94      La Commission conteste cette argumentation de la requérante.

95      À cet égard, il y a lieu de rappeler que, selon la jurisprudence, la Commission est tenue de procéder à une analyse individualisée des circonstances propres à chaque affaire, sans être liée par des décisions antérieures qui concernent d’autres opérateurs économiques, d’autres marchés de produits et de services ou d’autres marchés géographiques à des moments différents. Ainsi, la requérante n’est pas en droit de remettre en cause les constatations de la Commission au motif qu’elles diffèrent de celles faites antérieurement dans une autre affaire, à supposer même que les marchés en cause dans les deux affaires soient similaires, voire identiques (voir, par analogie, arrêts du 25 mars 2015, Slovenská pošta/Commission, T‑556/08, non publié, EU:T:2015:189, point 197, et du 23 mai 2019, KPN/Commission, T‑370/17, EU:T:2019:354, point 79).

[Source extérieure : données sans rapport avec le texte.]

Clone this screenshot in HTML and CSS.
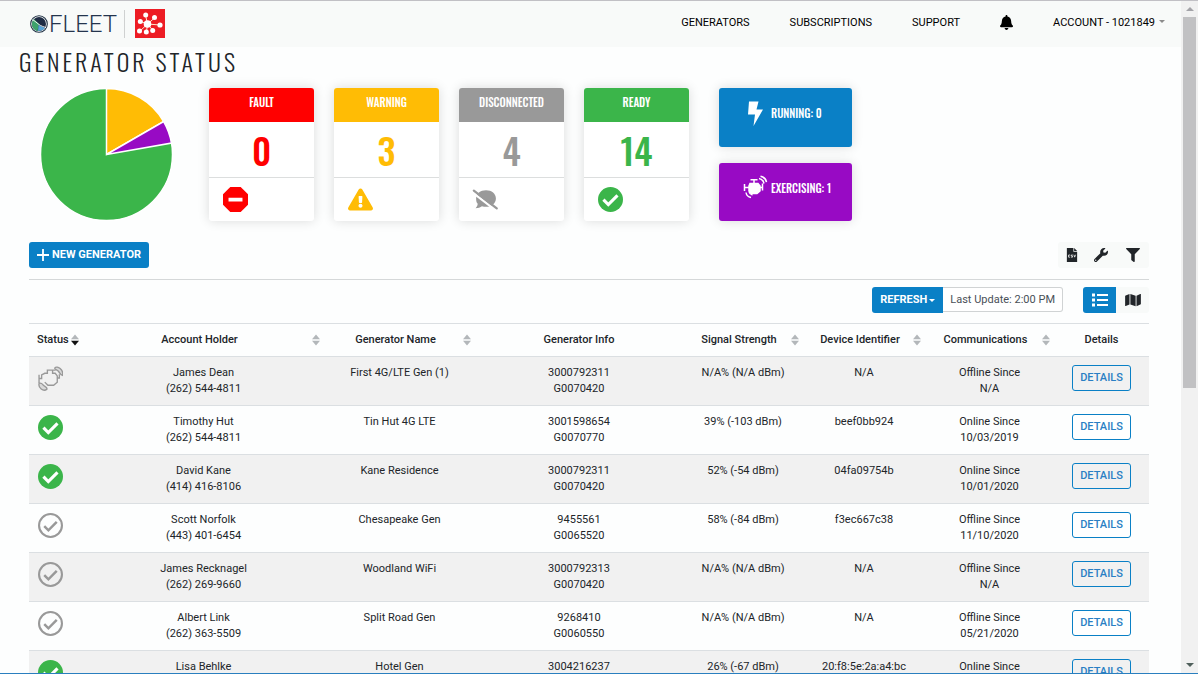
FILE: index.html
```
<!DOCTYPE html>
<html lang="en">
<head>
<meta charset="utf-8">
<title>Fleet - Generator Status</title>
<link rel="stylesheet" href="styles.css">
</head>
<body>
<svg class="defs" aria-hidden="true">
  <symbol id="i-check" viewBox="0 0 24 24"><circle cx="12" cy="12" r="12" fill="#3bb54a"/><path d="M5.2 12.200l4.700 4.700 8.800-8.800" fill="none" stroke="#fff" stroke-width="3"/></symbol>
  <symbol id="i-check-off" viewBox="0 0 24 24"><circle cx="12" cy="12" r="11" fill="none" stroke="#999" stroke-width="2"/><path d="M6 12.600l4 4 8-8" fill="none" stroke="#999" stroke-width="2.400"/></symbol>
  <symbol id="i-engine-off" viewBox="0 0 24 24"><g fill="none" stroke="#999" stroke-width="1.300"><path d="M1 8.500v8M1 12h2.500V8.500L6.500 7H9V4h8M14 4v3h2.500l2 2.500v6l-3.500 3H9.500L6.500 15.500M18.500 11.500h2V8"/><path fill="#d9d9d9" d="M16 2c2.500-3 9 2 7.500 7-1.800-.3-2-1.500-3.500-3.500S16.500 3.800 16 2zM1.200 16.500c2.300-.5 3 .8 4 2s3.500 1.300 3.500 3.500c-3.500 3.500-9-1.500-7.500-5.500z"/></g></symbol>
  <symbol id="i-sort" viewBox="0 0 8 12"><path d="M0 5.300L4 .5l4 4.800zM0 6.800h8l-4 4.800z" fill="#b3b7ba"/></symbol>
  <symbol id="i-sort-desc" viewBox="0 0 8 12"><path d="M0 5.300L4 .5l4 4.800z" fill="#b3b7ba"/><path d="M0 6.800h8l-4 4.800z" fill="#111"/></symbol>
</svg>
<div class="window">
  <div class="page">
    <header class="topbar">
      <a class="brand" href="#" aria-label="Fleet home">
        <svg class="globe" viewBox="0 0 18 18" aria-hidden="true"><circle cx="9" cy="9" r="8.300" fill="#fff" stroke="#1d2f42" stroke-width="1.100"/><circle cx="9" cy="9" r="7" fill="#1e2c44"/><path d="M4 4l5 5-1.500 7C4 15.500 1.800 12 2 9c0-2 .8-4 2-5z" fill="#3da36b"/><path d="M8.500 10l6.500 3c-1.500 2-4 3-7 3z" fill="#58a5d8"/><path d="M2.500 4.500C5 6 7 8 9 9.500S14 12 16 12.500" fill="none" stroke="#fff" stroke-width=".9"/></svg>
        <span class="wordmark">FLEET</span>
        <svg class="hub" viewBox="0 0 30 29" aria-hidden="true"><path fill="#ed1c24" d="M0 0h30v29H0z"/><path d="M12.500 15L10.500 6M12.500 15L20 8.500M12.500 15l12.500 1M12.500 15L18 21.500M12.500 15l-1 8M12.500 15L5 22M12.500 15L5.500 12.500" stroke="#ffe3c9" stroke-width="1"/><g fill="#fff"><circle cx="12.500" cy="15" r="3.800"/><circle cx="10.700" cy="6" r="2.500"/><circle cx="19.500" cy="8.500" r="2.500"/><circle cx="25" cy="16" r="2.600"/><circle cx="17.700" cy="21.500" r="2.500"/><circle cx="11.300" cy="23" r="2.500"/><circle cx="4.500" cy="22" r="2.500"/><circle cx="5.300" cy="12.500" r="2.500"/></g></svg>
      </a>
      <nav class="nav">
        <a href="#">GENERATORS</a>
        <a href="#">SUBSCRIPTIONS</a>
        <a href="#">SUPPORT</a>
        <a class="bell" href="#" aria-label="Notifications"><svg viewBox="0 0 448 512"><path d="M224 512c35.320 0 63.970-28.650 63.970-64H160.030c0 35.350 28.650 64 63.970 64zm215.390-149.710c-19.320-20.760-55.470-51.990-55.470-154.290 0-77.700-54.480-139.900-127.940-155.160V32c0-17.670-14.320-32-31.980-32s-31.980 14.330-31.980 32v20.840C118.560 68.100 64.080 130.300 64.080 208c0 102.300-36.150 133.530-55.470 154.290-6 6.450-8.660 14.160-8.610 21.710.11 16.400 12.980 32 32.100 32h383.800c19.120 0 32-15.600 32.100-32 .05-7.550-2.610-15.270-8.610-21.710z"/></svg></a>
        <a class="account" href="#">ACCOUNT - 1021849<i class="caret"></i></a>
      </nav>
    </header>
    <h1 class="title">GENERATOR STATUS</h1>
    <main class="content">
      <section class="summary">
        <svg class="pie" viewBox="0 0 134 134" role="img" aria-label="Status breakdown"><g stroke="#fff" stroke-width="1.500"><circle cx="67.500" cy="66.500" r="66" fill="#3bb54a"/><path d="M67.500 66.500V.5a66 66 0 0 1 57.160 33z" fill="#ffbc05"/><path d="M67.500 66.500l57.160-33a66 66 0 0 1 7.840 21.540z" fill="#980ac4"/></g></svg>
        <div class="cards">
          <article class="card fault"><h2>FAULT</h2><p>0</p><div class="foot"><svg viewBox="0 0 24 24"><path d="M7 0h10l7 7v10l-7 7H7l-7-7V7z" fill="red"/><path d="M5.300 10.300h13.400v3.600H5.300z" fill="#fff"/></svg></div></article>
          <article class="card warning"><h2>WARNING</h2><p>3</p><div class="foot"><svg viewBox="0 -32 576 576"><path fill="#ffbc05" d="M569.517 440.013C587.975 472.007 564.806 512 527.940 512H48.054c-36.937 0-59.999-40.055-41.577-71.987L246.423 23.985c18.467-32.009 64.720-31.951 83.154 0l239.940 416.028zM288 354c-25.405 0-46 20.595-46 46s20.595 46 46 46 46-20.595 46-46-20.595-46-46-46zm-43.673-165.346l7.418 136c.347 6.364 5.609 11.346 11.982 11.346h48.546c6.373 0 11.635-4.982 11.982-11.346l7.418-136c.375-6.874-5.098-12.654-11.982-12.654h-63.383c-6.884 0-12.356 5.780-11.981 12.654z"/></svg></div></article>
          <article class="card disconnected"><h2>DISCONNECTED</h2><p>4</p><div class="foot"><svg viewBox="0 0 24 24"><path d="M12.500 3c5.500 0 9.500 3.300 9.500 8 0 4.600-4 8-9.500 8-1.400 0-2.700-.2-3.900-.6C7 19.600 5 20.300 2.500 20.300c1.300-1.500 2-2.700 2-4.200C3.200 14.700 3 13 3 11c0-4.700 4-8 9.500-8z" fill="#999"/><path d="M-1.200 4.600L22.800 23.200" stroke="#fff" stroke-width="2.200"/><path d="M.8 3.500l22 17" stroke="#999" stroke-width="2.200" stroke-linecap="round"/></svg></div></article>
          <article class="card ready"><h2>READY</h2><p>14</p><div class="foot"><svg><use href="#i-check"/></svg></div></article>
        </div>
        <div class="tiles">
          <button class="tile running" type="button"><svg viewBox="0 0 25 25"><path d="M6 .5h9.500l-2 8H20L10.500 25l1.500-11.500H5z" fill="#fff"/></svg>RUNNING: 0</button>
          <button class="tile exercising" type="button"><svg viewBox="0 0 25 25"><g fill="none" stroke="#fff" stroke-width="1.500"><path fill="#fff" d="M7 8.500h8l2 2.500v5l-3 2.500H8.500L6 16V11z"/><path d="M11 8V5M7.500 4.700h7M1.500 9v7M1.500 12.500H6M19.500 8.500v7M16 12.500h3.500M16 3.500c3 .5 4.500 2.500 5 5M17.500 1.200c3.500.8 5.500 3 6 6M3 17.500c.5 3 2.500 4.500 5 5M6 16.500c.5 2 1.500 3 3.500 3.500"/></g></svg>EXERCISING: 1</button>
        </div>
      </section>
      <div class="toolbar">
        <button class="btn" type="button"><svg class="plus" viewBox="0 0 12 12"><path d="M6 0v12M0 6h12" stroke="#fff" stroke-width="1.800"/></svg>NEW GENERATOR</button>
        <div class="tools">
          <button type="button" aria-label="Export CSV"><svg viewBox="0 0 12 15"><path d="M.5 0H7.500v4H11.500v11H.5zM8.300 0l3.200 3.200H8.300z" fill="#212529"/><path d="M4 7.500H2.300v2.300H4M6.800 7.500H5.200v1.100h1.400v1.200H5M8 7.200l.9 2.600.9-2.600" fill="none" stroke="#fff" stroke-width=".8"/></svg></button>
          <button type="button" aria-label="Settings"><svg viewBox="0 0 512 512"><path fill="#212529" d="M507.730 109.100c-2.240-9.030-13.540-12.090-20.120-5.510l-74.360 74.360-67.880-11.310-11.310-67.880 74.360-74.360c6.620-6.620 3.430-17.900-5.660-20.160-47.380-11.740-99.550.91-136.580 37.930-39.640 39.640-50.550 97.100-34.050 147.200L18.740 402.760c-24.990 24.990-24.990 65.510 0 90.500 24.990 24.990 65.510 24.990 90.500 0l213.210-213.210c50.120 16.710 107.470 5.680 147.370-34.220 37.070-37.070 49.700-89.320 37.910-136.730zM64 472c-13.250 0-24-10.750-24-24 0-13.260 10.750-24 24-24s24 10.740 24 24c0 13.250-10.750 24-24 24z"/></svg></button>
          <button type="button" aria-label="Filter"><svg viewBox="0 0 512 512"><path fill="#212529" d="M487.976 0H24.028C2.710 0-8.047 25.866 7.058 40.971L192 225.941V432c0 7.831 3.821 15.170 10.237 19.662l80 55.980C298.020 518.690 320 507.493 320 487.980V225.941l184.947-184.970C520.021 25.896 509.338 0 487.976 0z"/></svg></button>
        </div>
      </div>
      <div class="viewbar">
        <div class="refresh"><button class="btn" type="button">REFRESH<i class="caret"></i></button><span>Last Update: 2:00 PM</span></div>
        <div class="views">
          <button class="active" type="button" aria-label="List view"><svg viewBox="0 0 16 14"><path d="M0 2h3M0 7h3M0 12h3" stroke="#fff" stroke-width="3"/><path d="M5 2h11M5 7h11M5 12h11" stroke="#fff" stroke-width="1.800"/></svg></button>
          <button type="button" aria-label="Map view"><svg viewBox="0 0 576 512"><path fill="#212529" d="M0 117.660v346.320c0 11.320 11.430 19.060 21.940 14.860L160 416V32L20.120 87.950A32.006 32.006 0 0 0 0 117.660zM192 416l192 64V96L192 32v384zM554.060 33.160L416 96v384l139.880-55.950A31.996 31.996 0 0 0 576 394.340V48.020c0-11.320-11.430-19.060-21.940-14.860z"/></svg></button>
        </div>
      </div>
      <table class="grid">
        <colgroup><col class="c1"><col class="c2"><col class="c3"><col class="c4"><col class="c5"><col class="c6"><col class="c7"><col class="c8"></colgroup>
        <thead><tr>
          <th class="st"><button type="button"><span>Status</span><svg><use href="#i-sort-desc"/></svg></button></th>
          <th><button type="button"><span>Account Holder</span><svg><use href="#i-sort"/></svg></button></th>
          <th><button type="button"><span>Generator Name</span><svg><use href="#i-sort"/></svg></button></th>
          <th>Generator Info</th>
          <th><button type="button"><span>Signal Strength</span><svg><use href="#i-sort"/></svg></button></th>
          <th><button type="button"><span>Device Identifier</span><svg><use href="#i-sort"/></svg></button></th>
          <th><button type="button"><span>Communications</span><svg><use href="#i-sort"/></svg></button></th>
          <th>Details</th>
        </tr></thead>
        <tbody>
          <tr><td class="st"><svg><use href="#i-engine-off"/></svg></td><td>James Dean<br>(262) 544-4811</td><td>First 4G/LTE Gen (1)</td><td>3000792311<br>G0070420</td><td>N/A% (N/A dBm)</td><td>N/A</td><td>Offline Since<br>N/A</td><td class="act"><button class="details" type="button">DETAILS</button></td></tr>
          <tr><td class="st"><svg><use href="#i-check"/></svg></td><td>Timothy Hut<br>(262) 544-4811</td><td>Tin Hut 4G LTE</td><td>3001598654<br>G0070770</td><td>39% (-103 dBm)</td><td>beef0bb924</td><td>Online Since<br>10/03/2019</td><td class="act"><button class="details" type="button">DETAILS</button></td></tr>
          <tr><td class="st"><svg><use href="#i-check"/></svg></td><td>David Kane<br>(414) 416-8106</td><td>Kane Residence</td><td>3000792311<br>G0070420</td><td>52% (-54 dBm)</td><td>04fa09754b</td><td>Online Since<br>10/01/2020</td><td class="act"><button class="details" type="button">DETAILS</button></td></tr>
          <tr><td class="st"><svg><use href="#i-check-off"/></svg></td><td>Scott Norfolk<br>(443) 401-6454</td><td>Chesapeake Gen</td><td>9455561<br>G0065520</td><td>58% (-84 dBm)</td><td>f3ec667c38</td><td>Offline Since<br>11/10/2020</td><td class="act"><button class="details" type="button">DETAILS</button></td></tr>
          <tr><td class="st"><svg><use href="#i-check-off"/></svg></td><td>James Recknagel<br>(262) 269-9660</td><td>Woodland WiFi</td><td>3000792313<br>G0070420</td><td>N/A% (N/A dBm)</td><td>N/A</td><td>Offline Since<br>N/A</td><td class="act"><button class="details" type="button">DETAILS</button></td></tr>
          <tr><td class="st"><svg><use href="#i-check-off"/></svg></td><td>Albert Link<br>(262) 363-5509</td><td>Split Road Gen</td><td>9268410<br>G0060550</td><td>N/A% (N/A dBm)</td><td>N/A</td><td>Offline Since<br>05/21/2020</td><td class="act"><button class="details" type="button">DETAILS</button></td></tr>
          <tr><td class="st"><svg><use href="#i-check"/></svg></td><td>Lisa Behlke</td><td>Hotel Gen</td><td>3004216237</td><td>26% (-67 dBm)</td><td>20:f8:5e:2a:a4:bc</td><td>Online Since</td><td class="act"><button class="details" type="button">DETAILS</button></td></tr>
        </tbody>
      </table>
    </main>
  </div>
  <div class="scrollbar" aria-hidden="true"><i class="up"></i><div class="track"><div class="thumb"></div></div><i class="dn"></i></div>
</div>
</body>
</html>
```
FILE: styles.css
```
* { box-sizing: border-box; }
body { margin: 0; font: 11px/16px Roboto, "Liberation Sans", sans-serif; color: #212529; background: #fdfefe; }
button { font: inherit; color: inherit; border: 0; background: none; padding: 0; cursor: pointer; }
a { color: inherit; text-decoration: none; }
svg { display: block; overflow: visible; }
.defs { position: absolute; width: 0; height: 0; }

.window { display: flex; height: 100vh; overflow: hidden; border-top: 1px solid #c1c0c5; border-bottom: 1px solid #2a7fbf; }
.page { flex: 1; min-width: 0; overflow: hidden; }

.topbar { display: flex; justify-content: space-between; height: 46px; padding: 0 16px 0 30px; background: #f8faf9; }
.brand { display: flex; align-items: center; padding-bottom: 1px; }
.globe { width: 18px; height: 18px; }
.wordmark { margin-left: 1px; padding-right: 7px; border-right: 1px solid #cfd1d1; font: 300 24px/28px Roboto, sans-serif; color: #24344d; }
.hub { width: 30px; height: 29px; margin-left: 10px; }
.nav { display: flex; align-items: center; padding-bottom: 3px; gap: 40px; color: #000; }
.bell svg { width: 13px; height: 15px; }
.caret { display: inline-block; margin-left: 4px; vertical-align: 3px; border: 3px solid transparent; border-top-color: currentColor; border-bottom: 0; }
.account .caret { color: #8b8b8b; }

.title { margin: 0; padding-left: 19px; font: 300 24px/28px Oswald, "Liberation Sans Narrow", "Liberation Sans", sans-serif; letter-spacing: 3px; }
.content { padding: 13px 32px 0 29px; }

.summary { display: flex; height: 133px; }
.pie { width: 134px; height: 134px; margin: 0 36px 0 10px; }
.cards { display: flex; gap: 20px; }
.card { display: flex; flex-direction: column; width: 105px; border-radius: 3px; overflow: hidden; background: #fff; box-shadow: 0 0 12px rgba(0, 0, 0, .14); text-align: center; }
.card h2, .card p, .tile { font-family: Oswald, "Liberation Sans Narrow", "Liberation Sans", sans-serif; }
.card h2 { margin: 0; height: 34px; font-size: 11px; line-height: 28px; font-weight: 500; color: #fff; }
.card p { flex: 1; margin: 0; font-size: 36px; line-height: 55px; font-weight: 500; }
.foot { height: 44px; padding: 9px 14px; border-top: 1px solid #dcdede; }
.foot svg { width: 25px; height: 25px; }
.fault h2 { background: #f00; }
.fault p { color: #f00; }
.warning h2 { background: #ffbc05; }
.warning p { color: #ffbc05; }
.disconnected h2 { background: #999; }
.disconnected p { color: #999; }
.ready h2 { background: #3bb54a; }
.ready p { color: #3bb54a; }
.tiles { display: flex; flex-direction: column; gap: 16px; margin-left: 30px; }
.tile { flex: 1; display: flex; align-items: center; gap: 3px; width: 133px; padding: 0 0 8px 24px; border-radius: 3px; color: #fff; font-size: 11px; font-weight: 500; box-shadow: 0 0 12px rgba(0, 0, 0, .14); }
.tile svg { width: 25px; height: 25px; }
.running { background: #0a80c6; }
.exercising { background: #980ac4; }

.toolbar { display: flex; justify-content: space-between; margin-top: 21px; padding-bottom: 11px; border-bottom: 1px solid #d5d8d9; }
.btn { display: flex; align-items: center; height: 26px; padding: 0 8px; border-radius: 3px; background: #0a80c6; color: #fff; font-weight: 700; }
.plus { width: 12px; height: 12px; margin-right: 3px; }
.tools, .views { display: flex; border-radius: 3px; background: #f8faf9; }
.tools button { width: 31px; height: 25px; display: grid; place-items: center; }
.tools button:first-child { width: 27px; }
.tools button:last-child { width: 33px; }
.tools svg { width: 14px; height: 14px; }
.viewbar { display: flex; justify-content: flex-end; gap: 20px; padding: 7px 0 10px; }
.refresh { display: flex; }
.refresh .btn { border-radius: 3px 0 0 3px; }
.refresh .caret { margin-left: 2px; }
.refresh span { height: 25px; padding: 0 7px; border: 1px solid #d0d3d4; border-left: 0; border-radius: 0 3px 3px 0; line-height: 23px; color: #495057; background: #fff; }
.views button { display: grid; place-items: center; width: 33px; height: 25px; }
.views .active { height: 26px; background: #0a80c6; border-radius: 3px 0 0 3px; }
.views svg { width: 16px; height: 14px; }

.grid { width: 100%; table-layout: fixed; border-collapse: separate; border-spacing: 0; text-align: center; }
.c1 { width: 54px; }
.c2 { width: 241px; }
.c3 { width: 151px; }
.c4 { width: 208px; }
.c5 { width: 120px; }
.c6 { width: 122px; }
.c7 { width: 129px; }
.c8 { width: 95px; }
.grid th { height: 33px; padding: 0 4px; border-top: 1px solid #dbdfe2; font-weight: 500; vertical-align: middle; }
.grid th button { display: flex; align-items: center; width: 100%; font-weight: 500; white-space: nowrap; }
.grid th span { flex: 1; }
.grid th svg { width: 8px; height: 12px; }
.grid th.st { padding-left: 8px; }
.grid th.st span { text-align: left; }
.grid td { height: 49px; padding: 8px 4px 7px; border-top: 1px solid #dbdfe2; vertical-align: top; }
.grid tbody tr:nth-child(odd) { background: #f1f1f1; }
.grid td.st { padding-left: 9px; }
.grid td.st svg { width: 25px; height: 25px; margin-top: 1px; }
.details { width: 59px; height: 26px; border: 1px solid #0a80c6; border-radius: 3px; background: #fff; color: #2a7fc4; font-weight: 500; }
.grid tbody tr:nth-child(odd) .details { background: transparent; }

.scrollbar { display: flex; flex-direction: column; align-items: center; width: 17px; padding: 6px 0; background: #f1f1f1; }
.scrollbar .up, .scrollbar .dn { border: 4px solid transparent; }
.scrollbar .up { border-top: 0; border-bottom-color: #a3a3a8; }
.scrollbar .dn { border-bottom: 0; border-top-color: #50605c; }
.track { flex: 1; width: 13px; margin: 6px 0; }
.thumb { height: 58%; background: #c1c1c3; }
```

96      Il s’ensuit que l’argumentation de la requérante selon laquelle la définition du marché de produits en l’espèce contredirait la décision d’exécution 2017/132 ainsi que des décisions en matière de concentration dans le secteur aérien n’est pas de nature à établir une erreur manifeste d’appréciation dans la définition de ce marché. En particulier, dans la présente affaire, la requérante ne saurait se limiter à invoquer des constatations générales et abstraites effectuées dans des décisions antérieures relatives à des secteurs économiques différents pour contester la définition du marché de produits retenue par la Commission dans la décision attaquée, établie à partir d’une analyse détaillée du marché slovène réalisée par l’AVK sur la base de facteurs pertinents mentionnés à l’annexe I, section 3, de la décision d’exécution 2016/1804.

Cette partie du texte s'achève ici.